Copy every line in which the string "this" occurs.

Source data
--- start ---
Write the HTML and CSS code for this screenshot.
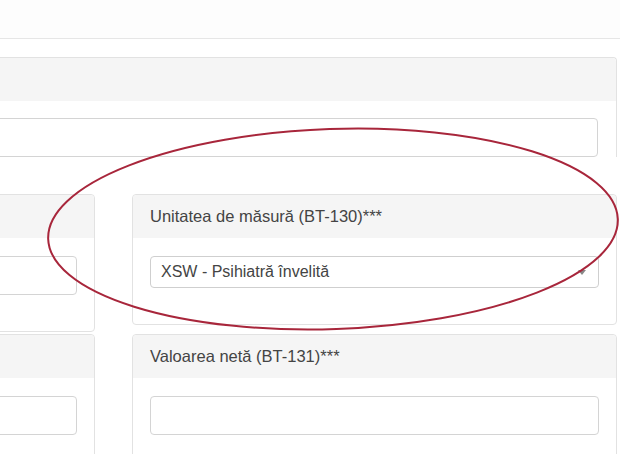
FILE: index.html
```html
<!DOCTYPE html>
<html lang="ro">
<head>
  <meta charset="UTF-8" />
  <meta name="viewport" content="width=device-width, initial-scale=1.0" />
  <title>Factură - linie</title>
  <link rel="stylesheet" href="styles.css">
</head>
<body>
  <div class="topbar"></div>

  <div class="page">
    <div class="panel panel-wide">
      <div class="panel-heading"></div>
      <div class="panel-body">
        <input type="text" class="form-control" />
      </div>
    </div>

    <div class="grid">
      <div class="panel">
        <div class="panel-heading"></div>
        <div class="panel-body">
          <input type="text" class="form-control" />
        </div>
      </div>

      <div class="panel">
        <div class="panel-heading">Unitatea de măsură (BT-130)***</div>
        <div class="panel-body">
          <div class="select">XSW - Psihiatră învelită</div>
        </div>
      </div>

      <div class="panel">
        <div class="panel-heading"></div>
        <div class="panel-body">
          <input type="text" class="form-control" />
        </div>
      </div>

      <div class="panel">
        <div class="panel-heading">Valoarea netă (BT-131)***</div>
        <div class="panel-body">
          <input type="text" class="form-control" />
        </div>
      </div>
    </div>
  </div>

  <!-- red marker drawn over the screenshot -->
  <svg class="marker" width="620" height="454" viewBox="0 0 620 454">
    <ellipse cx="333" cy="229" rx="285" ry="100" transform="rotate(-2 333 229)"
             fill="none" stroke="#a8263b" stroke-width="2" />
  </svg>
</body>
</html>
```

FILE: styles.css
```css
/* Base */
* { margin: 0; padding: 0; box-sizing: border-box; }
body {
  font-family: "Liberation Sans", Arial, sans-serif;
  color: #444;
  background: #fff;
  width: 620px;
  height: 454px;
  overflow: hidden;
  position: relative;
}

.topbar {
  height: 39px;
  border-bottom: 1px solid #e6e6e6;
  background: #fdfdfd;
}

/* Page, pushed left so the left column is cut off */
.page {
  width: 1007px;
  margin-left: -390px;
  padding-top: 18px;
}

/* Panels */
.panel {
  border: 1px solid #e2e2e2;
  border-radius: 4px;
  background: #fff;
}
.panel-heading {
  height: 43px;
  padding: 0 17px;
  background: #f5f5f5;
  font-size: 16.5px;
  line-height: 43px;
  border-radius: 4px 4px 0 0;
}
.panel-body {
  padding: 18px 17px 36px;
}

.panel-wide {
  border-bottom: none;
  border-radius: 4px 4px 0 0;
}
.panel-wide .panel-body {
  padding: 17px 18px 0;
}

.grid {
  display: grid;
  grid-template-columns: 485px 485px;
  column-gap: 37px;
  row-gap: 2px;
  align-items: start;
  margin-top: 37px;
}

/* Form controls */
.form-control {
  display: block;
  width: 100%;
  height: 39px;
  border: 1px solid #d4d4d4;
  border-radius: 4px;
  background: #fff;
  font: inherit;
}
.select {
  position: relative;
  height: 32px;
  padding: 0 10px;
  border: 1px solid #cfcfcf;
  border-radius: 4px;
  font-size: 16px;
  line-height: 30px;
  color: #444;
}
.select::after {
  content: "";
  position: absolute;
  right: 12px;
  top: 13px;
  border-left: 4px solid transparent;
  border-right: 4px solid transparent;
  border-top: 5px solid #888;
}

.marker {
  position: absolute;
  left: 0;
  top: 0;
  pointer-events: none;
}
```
--- end ---
--- start ---
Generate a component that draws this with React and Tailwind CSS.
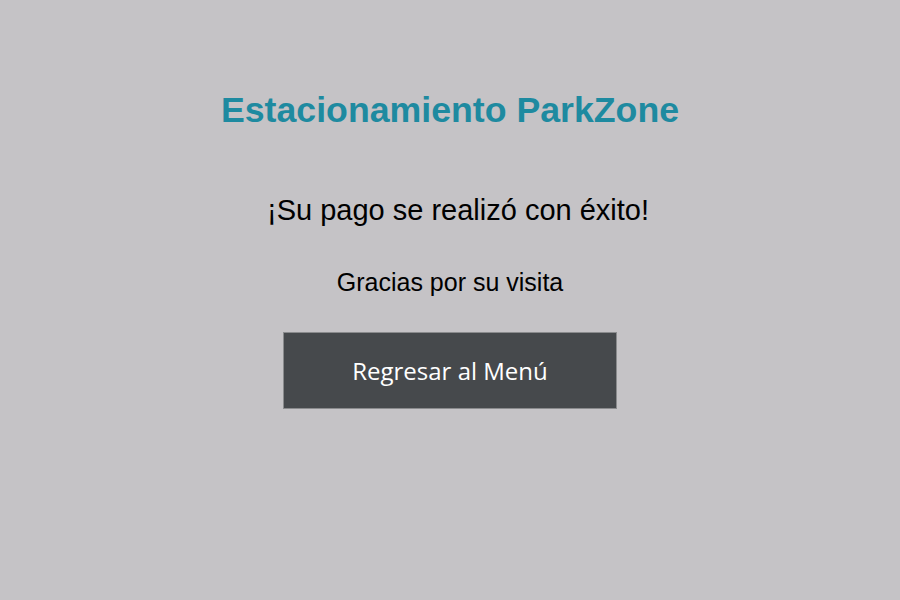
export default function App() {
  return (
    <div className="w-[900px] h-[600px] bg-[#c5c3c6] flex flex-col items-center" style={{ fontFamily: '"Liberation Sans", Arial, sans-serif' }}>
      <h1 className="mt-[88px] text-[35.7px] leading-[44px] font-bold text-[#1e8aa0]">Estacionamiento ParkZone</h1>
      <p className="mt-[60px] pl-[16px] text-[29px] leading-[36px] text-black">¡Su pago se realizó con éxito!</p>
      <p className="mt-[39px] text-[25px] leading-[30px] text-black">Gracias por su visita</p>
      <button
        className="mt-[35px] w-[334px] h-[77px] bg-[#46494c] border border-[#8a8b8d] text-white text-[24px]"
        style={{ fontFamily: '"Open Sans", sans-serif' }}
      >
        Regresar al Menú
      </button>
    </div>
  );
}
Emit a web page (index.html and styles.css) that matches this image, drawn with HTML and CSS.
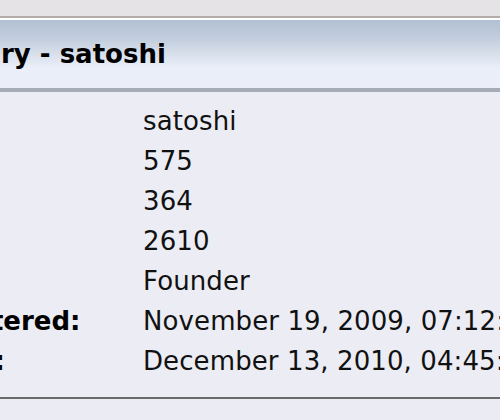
--- end ---
### The answer
Write the HTML and CSS code for this screenshot.
Generate a component that draws this with React and Tailwind CSS.
Emit a web page (index.html and styles.css) that matches this image, drawn with HTML and CSS.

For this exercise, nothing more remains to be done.